レーニンの早とちり

何を突然言い出すのかと思われてしまいそうですが、「オリガ・モロソヴナの反語法」という本を読んで表題のように思ったのです。米原 万里という作家の本ですが、日本共産党の幹部だった米原 昶衆議院議員の娘さんで、ご本人も日本共産党員でしたが除籍されてしまったという経歴の持ち主です。この辺りの事情は“ウィキ”に載っているので省きますが、父親の関係でチェコソビエト人学校に入り、そこでの体験などをもとに書かれた本です。で、まあレーニンは早とちりしたなと思った訳です。
この本に書かれていることや、中国や北朝鮮のことを考えると、やはりマルクスが考えた通りに、資本主義を高度に発展させた社会でないと社会主義は実現せず、仮に革命を起こしても無理が生じ、その本来の目的が失われてしまうのであったのです。その最大の原因は、多くの民衆の教育の低さと民主主義的意識の欠如です。しかし、資本主義が高度に発展しなくとも、武力によって資本主義の弱い部分から労働者の権力を打ち立てることが出来るとレーニンは考え、「資本主義の不均等発展」とかいう理論をもとにロシア革命を始めたのです。しかし革命後の混乱や、スターリンの独裁と恐怖政治、その後の様々な醜悪な事態など、マルクスの考えたような理想社会はついに実現することなく、ゴルバチョフによってソ連邦は幕を閉じます。
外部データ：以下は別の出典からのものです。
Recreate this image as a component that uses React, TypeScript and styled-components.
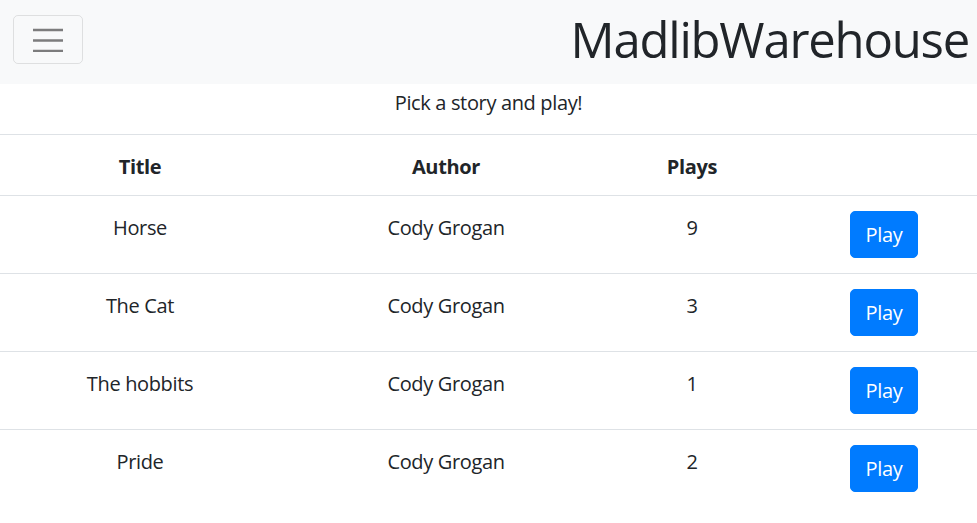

そしてロシア革命に倣い、中華人民共和国、朝鮮社会主義民共和国など後続の社会主義革命を始めた国々は、みな資本主義の初期さえまともに経験しない社会であったことが、その後の共産党一党独裁を、単に“独裁政権”として存続させてしまい、高度に発展した資本主義社会の特徴である民主主義の確立を封じ込めてしまいました。
もしレーニンが早とちりをしなければ確実に歴史は変わっていたと思われ、もちろんマルクスの言うような理想的な社会制度が実現することも無かったかも知れませんが、現在の私たちは違った社会体制を見られたかもしれませんし、ベトナムや朝鮮、ドイツで起きた“分断”はなかったはずです。蛇足ですが米原 昶という名前には私個人がやや思うところもあり、彼が議員であったころの同僚議員の甥っ子などとも関係があったりして、それやこれやで面白く読ませていただきました。

そう言う自分もかなり早とちりでしょ。